I knew in the opening lines that this movie was for me: “Mary Dinkle’s eyes were the color of muddy puddles, her birthmark, the color of poo.”

How come I’ve never heard of this movie?  Mary and Max, written and directed by Adam Elliot (Harvey Krumpet), is a humorous, dark film about the friendship of a lonely Australian girl and a middle-aged New Yorker.  The voice cast includes Toni Collette, Philip Seymour Hoffman, Eric Bana, and Barry Humphries.  Mary and Max forge a friendship despite the complete and thorough alienation that the world has forced upon them.  Don’t be fooled by the claymation, the story will take some bitter downturns.  It will go there.  But there is plenty of room for laughter.  And I did.  Outloud.  I also cried, at least once.  Maybe three times.

As I sat through, enraptured by the poignant story emerging, I thought – why the hell didn’t this movie get more attention?  Then I remembered that American hearts only have room for shit that smells like roses.  It’s got the quirky, oddball feel of Amelie combined with the cringe-filled pity of Muriel’s Wedding.  Mind you, this is all on top of wonderfully crafted claymation. Add a soundtrack full o’ heart, you got a stew goin’.

I would like for you to see this movie.  Here are three things that I hope will help you watch:

1) The trailer.
2) It is streaming on Netflix.
3) If you won’t take my word, check out Rotten Tomatoes – 94%.

I have to dedicate my last lines to Philip Seymour Hoffman.  What a voice you have… $11

Recommendations from Yolkie:
Triplets of Belleville

Muriel’s Wedding

Other Reviews:
Life With Aspergers
Animation for Adults
More Than Expected

Valhalla Rising

Currently streaming on Netflix.

I’ve never seen a man so disfigured, give me the biggest chubby I’ve never known.  Nicolas Winding Refn doesn’t seem to know how to write women (Valhalla Rising would miserably fail the Bechdel Test); but, Refn knows how to write the most sexually electrifying  male leads to ever see the big screen.  See Drive.
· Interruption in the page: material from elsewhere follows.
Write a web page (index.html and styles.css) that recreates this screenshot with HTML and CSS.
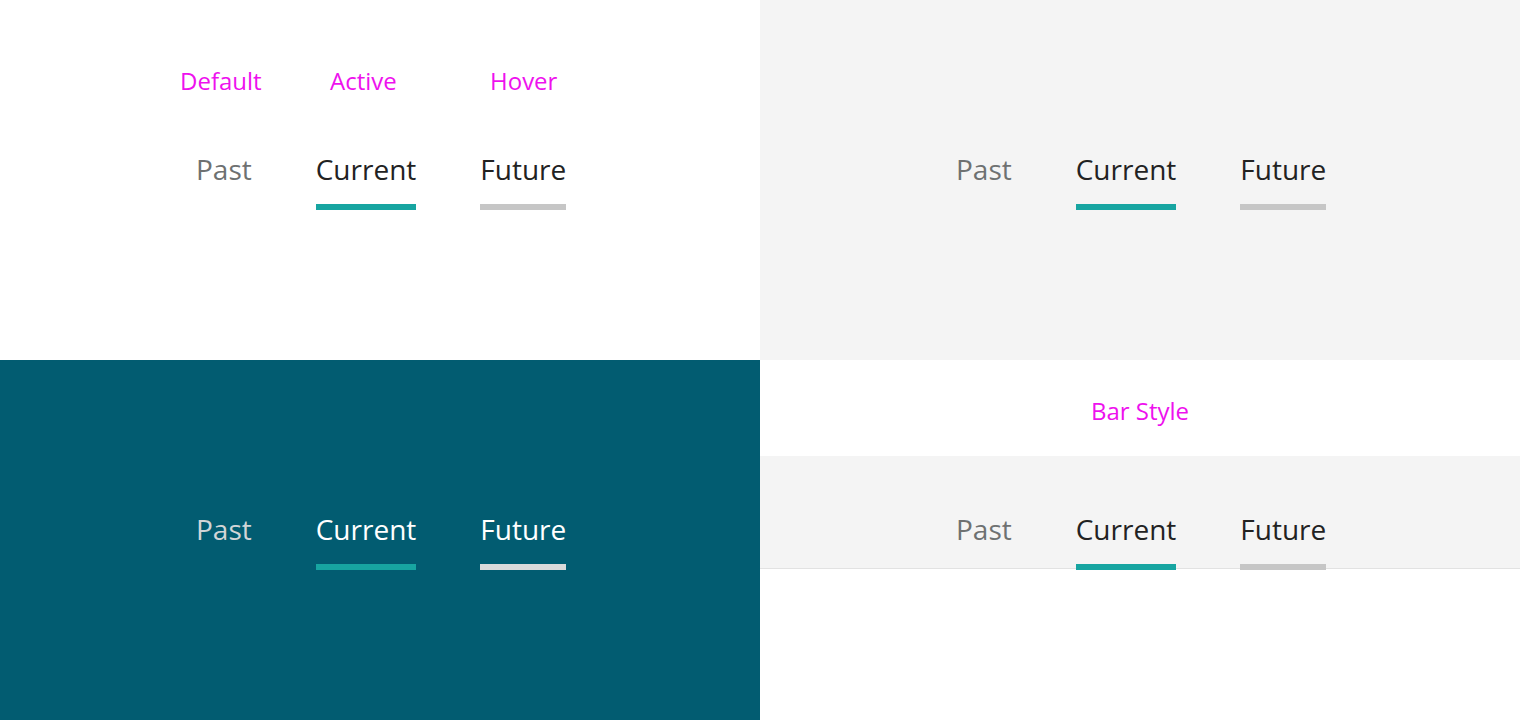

To say Valhalla Rising is slow-paced, is a sure under-statement.  The first spoken words come as a surprise, because so much time has passed without language.  That is not to say it is silent.  Refn selects jarring, intense music that sets a perfect Purgatorial mood.  Normally, I give up easily on slow-paced movies.  I am often impatient and bored.  I was neither during this one.  The moments of stillness added to the suspense.  The gorgeous landscapes (filmed in Scotland) interspersed with shocking red clairvoyant impressions were enough to keep me at the edge of my seat.

The protagonist, a Norse warrior, begins as a slave with unrivaled fighting skills.  Refn’s movies are like the bashed-in heads he loves so much.  Rough, bloody, and raw, but soft on the inside.  The Norse warrior is 100% hero.  A noble savage that meets his match when he meets nobler savages, also known as Injuns.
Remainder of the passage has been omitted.